Rat bone marrow mesenchymal stem cells differentiate into hepatocytes in vitro

Abstract

Aim: To investigate the mechanism and regulation of differentiation from bone marrow mesenchymal stem cells (MSCs) into hepatocytes and to find a new source of cell types for therapies of hepatic diseases.

Methods: MSCs were isolated by combining gradient density centrifugation with plastic adherence. The cells were cultured in osteogenic or adipogenic differentiation medium and determined by histochemical staining. MSCs were plated in plastic culture flasks that were not coated with components of extracellular matrix (ECM). When MSCs reached 70% confluence, they were cultured in low glucose Dulbecco's modified Eagle's medium supplemented with 10 mL/L fetal bovine serum, 20 ng/mL hepatocyte growth factor (HGF) and 10 ng/mL fibroblast growth factor-4 (FGF-4). The medium was changed every 3 d and stored for albumin, alpha-fetoprotein (AFP) and urea assay. Glycogen store of hepatocytes was determined by periodic acid-Schiff staining.

Results: By combining gradient density centrifugation with plastic adherence, we isolated a homogeneous population of cells from rat bone marrow and differentiated them into osteocytes and adipocytes. When MSCs were cultured with FGF-4 and HGF, approximately 56.6% of cells became small round and epithelioid on d 24 by morphology. Compared with the control, levels of AFP increased significantly from d 12 to 15.5+/-1.4 microg/L (t = 2.31, P<0.05) in MSCs cultured with FGF-4 and HGF, and were higher (46.2+/-1.5 microg/L) on d 21 (t = 41.926, P<0.01), then decreased to 24.8+/-2.2 microg/L on d 24 (t = 10.345, P<0.01). Albumin increased significantly on d 21 (t = 3.325, P<0.01) to 1.4+/-0.2 microg/mL, and to 2.1+/-0.7 microg/mL on d 24 (t = 3.646, P<0.01). Urea (2.3+/-0.4 mmol/L) was first detected on d 21 (t = 6.739, P<0.01), and continued to increase to 2.6+/-0.9 mmol/L on d 24 (t = 4.753, P<0.01). Glycogen storage was first seen on d 21.

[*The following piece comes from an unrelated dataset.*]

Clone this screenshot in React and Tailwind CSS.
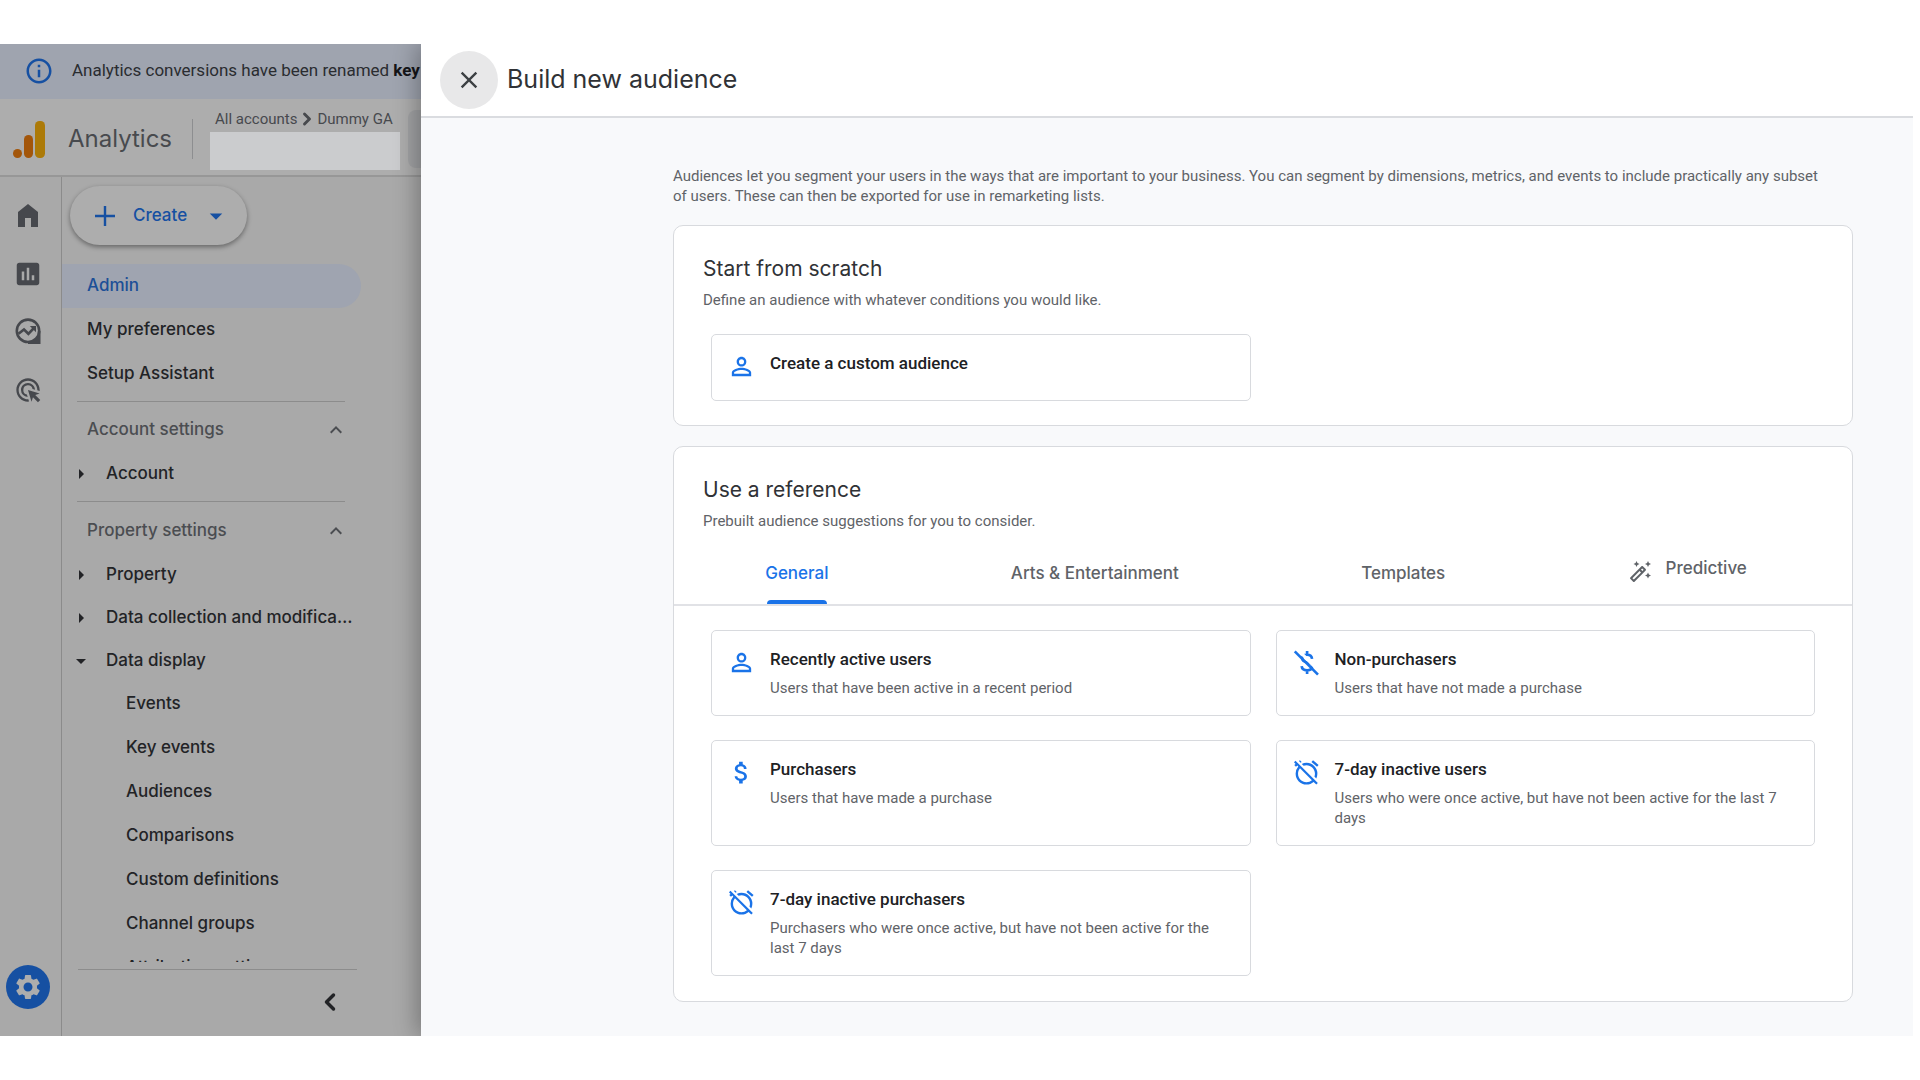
import React from 'react';
import { ChevronLeft, ChevronRight } from 'lucide-react';
import {
  MdAdsClick,
  MdAlarmOff,
  MdArrowDropDown,
  MdArrowRight,
  MdAttachMoney,
  MdClose,
  MdExpandLess,
  MdInfoOutline,
  MdOutlineAutoFixHigh,
  MdPersonOutline,
  MdPoll,
  MdSettings
} from 'react-icons/md';

const dataDisplayItems = [
  'Events',
  'Key events',
  'Audiences',
  'Comparisons',
  'Custom definitions',
  'Channel groups',
  'Attribution settings'
];

const tabs = [
  { label: 'General', active: true },
  { label: 'Arts & Entertainment' },
  { label: 'Templates' }
];

const references = [
  {
    title: 'Recently active users',
    text: 'Users that have been active in a recent period',
    icon: MdPersonOutline
  },
  { title: 'Non-purchasers', text: 'Users that have not made a purchase', icon: MoneyOffIcon },
  { title: 'Purchasers', text: 'Users that have made a purchase', icon: MdAttachMoney },
  {
    title: '7-day inactive users',
    text: 'Users who were once active, but have not been active for the last 7 days',
    icon: MdAlarmOff
  },
  {
    title: '7-day inactive purchasers',
    text: 'Purchasers who were once active, but have not been active for the last 7 days',
    icon: MdAlarmOff
  }
];

function AnalyticsLogo() {
  return (
    <svg aria-hidden="true" viewBox="0 0 32 37" className="h-[37px] w-8 shrink-0">
      <rect x="22" y="0" width="10" height="37" rx="4.5" fill="#ac7a08" />
      <rect x="11" y="14" width="9" height="23" rx="4.5" fill="#a3560a" />
      <circle cx="4.5" cy="32.5" r="4.5" fill="#a3560a" />
    </svg>
  );
}

function HomeIcon() {
  return (
    <svg aria-hidden="true" viewBox="0 0 20 23" fill="currentColor" className="h-[23px] w-5">
      <path d="M0 23V8L10 0l10 8v15h-7v-9H7v9z" />
    </svg>
  );
}

function ExploreIcon() {
  return (
    <svg
      aria-hidden="true"
      viewBox="0 0 26 26"
      fill="none"
      stroke="currentColor"
      strokeWidth="2.6"
      className="h-[26px] w-[26px]"
    >
      <circle cx="13" cy="12.8" r="11.2" />
      <path d="M24.2 13v11.6H13" />
      <path d="M24 18v6h-6z" fill="currentColor" stroke="none" />
      <path d="M3.5 15.8 9 11.5l4.4 4.3 6-6.3" />
      <path d="M14.8 8h6.2v6.2z" fill="currentColor" stroke="none" />
    </svg>
  );
}

function MoneyOffIcon({ className }) {
  return (
    <svg aria-hidden="true" viewBox="0 0 24 24" fill="none" stroke="currentColor" strokeWidth="2.2" className={className}>
      <path d="M12.5 2.5v3M12.5 18.5v3M16.6 9c-.2-2.2-1.8-3.4-4.1-3.4-2.4 0-4 1.2-4 3.100 0 2 1.700 2.700 4 3.300 2.400.6 4.300 1.300 4.300 3.400 0 1.900-1.700 3.100-4.300 3.100-2.700 0-4.300-1.300-4.500-3.500" />
      <path d="M4.600 1.200 23.600 20.400" stroke="#fff" strokeWidth="2.6" />
      <path d="M2.300 2.800 21.500 22" />
    </svg>
  );
}

function Header() {
  return (
    <>
      <div className="flex h-[55px] shrink-0 items-center overflow-hidden whitespace-nowrap bg-[#9fa4af] pb-[14px] pl-6 pt-3 font-[Roboto,sans-serif] text-[17px] text-[#2a2c30]">
        <MdInfoOutline className="mr-[18px] h-[30px] w-[30px] shrink-0 text-[#1650a2]" />
        <p>
          Analytics conversions have been renamed <b className="text-[#141518]">key events</b>
        </p>
      </div>
      <header className="flex h-[78px] shrink-0 items-center overflow-hidden border-b-2 border-[#979797] bg-[#adadad] pl-[13px] pt-1">
        <AnalyticsLogo />
        <span className="ml-[23px] w-[106px] shrink-0 text-[24px] text-[#484a4e]">Analytics</span>
        <div className="ml-[18px] h-10 w-px shrink-0 bg-[#8d8e90]" />
        <div className="ml-[17px] flex w-[190px] shrink-0 flex-col gap-[2px]">
          <div className="flex items-center whitespace-nowrap pl-[5px] font-[Roboto,sans-serif] text-[15px] leading-[22px] text-[#47494d]">
            <a href="#accounts">All accounts</a>
            <ChevronRight className="h-5 w-5" strokeWidth={3.5} />
            <a href="#dummy">Dummy GA</a>
          </div>
          <div className="h-[38px] bg-[#cbccce]" />
        </div>
        <div className="ml-2 h-[58px] w-16 shrink-0 rounded-lg bg-[#a1a2a4]" />
      </header>
    </>
  );
}

function Rail() {
  return (
    <nav className="flex w-[62px] shrink-0 flex-col items-center border-r border-[#8b8b8b] pb-[27px] pr-[5px] pt-[27px] text-[#46484d]" aria-label="Main">
      <a href="#home" aria-label="Home" className="flex h-[55px] items-start justify-center">
        <HomeIcon />
      </a>
      <a href="#reports" aria-label="Reports" className="h-[59px]">
        <MdPoll className="h-[30px] w-[30px]" />
      </a>
      <a href="#explore" aria-label="Explore" className="h-[58px]">
        <ExploreIcon />
      </a>
      <a href="#advertising" aria-label="Advertising">
        <MdAdsClick className="h-7 w-7" />
      </a>
      <a
        href="#admin"
        aria-label="Admin"
        className="mt-auto flex h-11 w-11 items-center justify-center rounded-full bg-[#1650a2] text-[#adadad]"
      >
        <MdSettings className="h-[30px] w-[30px]" />
      </a>
    </nav>
  );
}

function SectionHeading({ label }) {
  return (
    <button type="button" className="flex h-11 w-full shrink-0 items-center justify-between pl-[25px] pr-[67px] text-[#4b4d51]">
      {label}
      <MdExpandLess className="mr-[6px] h-6 w-6" />
    </button>
  );
}

function TreeItem({ label, open }) {
  const Arrow = open ? MdArrowDropDown : MdArrowRight;
  return (
    <button type="button" className="flex h-[43px] w-full shrink-0 items-center pl-[7px] pr-[64px] text-left">
      <Arrow className="mr-[13px] h-6 w-6 shrink-0" />
      <span className="truncate">{label}</span>
    </button>
  );
}

function Sidebar() {
  return (
    <div className="flex min-w-0 flex-1 flex-col text-[17px] font-medium text-[#222326]">
      <div className="shrink-0 pb-[19px] pl-2 pt-[9px]">
        <button
          type="button"
          className="flex h-[59px] w-[177px] items-center rounded-full bg-[#adadad] pl-[21px] text-[#1650a2] shadow-[0_2px_5px_rgba(0,0,0,0.4)]"
        >
          <svg aria-hidden="true" viewBox="0 0 28 28" stroke="currentColor" strokeWidth="2.4" className="mr-[14px] h-7 w-7">
            <path d="M4 14h20M14 4v20" />
          </svg>
          Create
          <MdArrowDropDown className="ml-[14px] h-[30px] w-[30px]" />
        </button>
      </div>
      <nav className="min-h-0 flex-1 overflow-hidden" aria-label="Admin">
        <a href="#admin" className="mr-[60px] flex h-11 items-center rounded-r-full bg-[#9fa4b0] pl-[25px] text-[#1c4f97]">
          Admin
        </a>
        <a href="#preferences" className="flex h-11 items-center pl-[25px]">
          My preferences
        </a>
        <a href="#setup" className="flex h-11 items-center pl-[25px]">
          Setup Assistant
        </a>
        <hr className="mb-[6px] ml-[15px] mr-[76px] mt-[5px] border-[#8c8c8c]" />
        <SectionHeading label="Account settings" />
        <TreeItem label="Account" />
        <hr className="mb-[7px] ml-[15px] mr-[76px] mt-[6px] border-[#8c8c8c]" />
        <SectionHeading label="Property settings" />
        <TreeItem label="Property" />
        <TreeItem label="Data collection and modification" />
        <TreeItem label="Data display" open />
        {dataDisplayItems.map((item) => (
          <a key={item} href="#display" className="flex h-11 items-center pl-16">
            {item}
          </a>
        ))}
      </nav>
      <div className="ml-4 mr-16 mt-[7px] flex h-[67px] shrink-0 items-start justify-end border-t border-[#8c8c8c] pr-[13px] pt-[18px]">
        <button type="button" aria-label="Collapse menu">
          <ChevronLeft className="h-7 w-7" strokeWidth={3} />
        </button>
      </div>
    </div>
  );
}

function OptionCard({ title, text, icon: Icon }) {
  return (
    <button
      type="button"
      className="flex min-h-[67px] items-start rounded-[5px] border border-[#d8dade] bg-white pb-[17px] pl-[15px] pr-5 pt-4 text-left font-[Roboto,sans-serif]"
    >
      <Icon className="mr-[14px] mt-px h-[29px] w-[29px] shrink-0 text-[#1a73e8]" />
      <span className="flex flex-col gap-[7px]">
        <span className="text-[17px] font-medium leading-6 text-[#202124]">{title}</span>
        {text && <span className="text-[15px] leading-5 text-[#5f6368]">{text}</span>}
      </span>
    </button>
  );
}

function ReferenceTabs() {
  return (
    <div role="tablist" className="mt-[10px] flex h-[65px] border-b-2 border-[#e1e2e6] text-[17px] font-medium text-[#5f6368]">
      {tabs.map((tab) => (
        <button
          key={tab.label}
          type="button"
          role="tab"
          aria-selected={Boolean(tab.active)}
          className={`flex flex-auto justify-center ${tab.active ? 'text-[#1a73e8]' : ''}`}
        >
          <span className="flex h-full flex-col items-center justify-between pt-5">
            <span className="leading-6">{tab.label}</span>
            {tab.active && <span className="h-1 w-[60px] rounded-t bg-[#1a73e8]" />}
          </span>
        </button>
      ))}
      <button type="button" role="tab" aria-selected="false" className="flex flex-auto items-start justify-center pt-[15px]">
        <MdOutlineAutoFixHigh className="mr-[14px] mt-1 h-6 w-6" />
        <span className="pr-[14px] leading-6">Predictive</span>
      </button>
    </div>
  );
}

function AudiencePanel() {
  return (
    <main className="z-10 flex min-w-0 flex-1 flex-col bg-[#f8f9fb] shadow-[-4px_0_22px_rgba(0,0,0,0.3)]">
      <div className="flex h-[74px] shrink-0 items-center border-b-2 border-[#dadce0] bg-white pl-[19px]">
        <button
          type="button"
          aria-label="Close"
          className="flex h-[58px] w-[58px] items-center justify-center rounded-full bg-[#e8e8e9] text-[#3c4043]"
        >
          <MdClose className="h-7 w-7" />
        </button>
        <h1 className="ml-[9px] text-[25px] text-[#303236]">Build new audience</h1>
      </div>

      <div className="pl-[252px] pr-[60px] pt-[48px]">
        <p className="pr-6 font-[Roboto,sans-serif] text-[15px] leading-5 text-[#5f6368]">
          Audiences let you segment your users in the ways that are important to your business. You can segment by
          dimensions, metrics, and events to include practically any subset of users. These can then be exported for use
          in remarketing lists.
        </p>

        <section className="mt-[19px] rounded-[10px] border border-[#d8dade] bg-white pb-6 pt-[27px]">
          <h2 className="px-[29px] text-[21px] leading-8 text-[#303236]">Start from scratch</h2>
          <p className="mt-[5px] px-[29px] font-[Roboto,sans-serif] text-[15px] leading-5 text-[#5f6368]">
            Define an audience with whatever conditions you would like.
          </p>
          <div className="mt-6 grid grid-cols-2 gap-[25px] px-[37px]">
            <OptionCard title="Create a custom audience" icon={MdPersonOutline} />
          </div>
        </section>

        <section className="mt-5 rounded-[10px] border border-[#d8dade] bg-white pb-[25px] pt-[27px]">
          <h2 className="px-[29px] text-[21px] leading-8 text-[#303236]">Use a reference</h2>
          <p className="mt-[5px] px-[29px] font-[Roboto,sans-serif] text-[15px] leading-5 text-[#5f6368]">
            Prebuilt audience suggestions for you to consider.
          </p>
          <ReferenceTabs />
          <div className="mt-6 grid grid-cols-2 gap-x-[25px] gap-y-6 px-[37px]">
            {references.map((item) => (
              <OptionCard key={item.title} {...item} />
            ))}
          </div>
        </section>
      </div>
    </main>
  );
}

export default function App() {
  return (
    <div className="h-screen bg-white py-11 pr-[7px] font-[Inter,sans-serif]">
      <div className="flex h-full overflow-hidden">
        <div className="flex w-[421px] shrink-0 flex-col bg-[#a9a9a9]">
          <Header />
          <div className="flex min-h-0 flex-1">
            <Rail />
            <Sidebar />
          </div>
        </div>
        <AudiencePanel />
      </div>
    </div>
  );
}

Conclusion: The method combining gradient density centrifugation with plastic adherence can isolate MSCs. Rat MSCs may be differentiated into hepatocytes by FGF-4 and HGF. Cytokines may play a more important role in differentiation from rat MSCs into hepatocytes.

Figure 1

Different morphology and differentiation of rat MSCs. A: Morphology of rat MSCs stained with HE. The cells were fibroblast-like and grew as a whirlpool (×100); B: Appearance of osteocytes 21 d after induction. The positive cells were observed by stain for alkaline phosphatase. The gray parts were cytoplasm stained for alkaline phosphatase. The cells differentiated MSCs into osteocytes. The blue ones were nuclei stained with hematoxylin (×400); C: Oil red-O positive cells 6 d after adipogenic differentiation of rat MSCs. The red parts were lipid-rich vacuoles, the blue ones were nuclei stained with hematoxylin (×100); D: Cells stained by PAS. Glycogen storage was seen as accumulated magenta staining. The small round cells and epithelioid cells had magenta staining in the region (×200).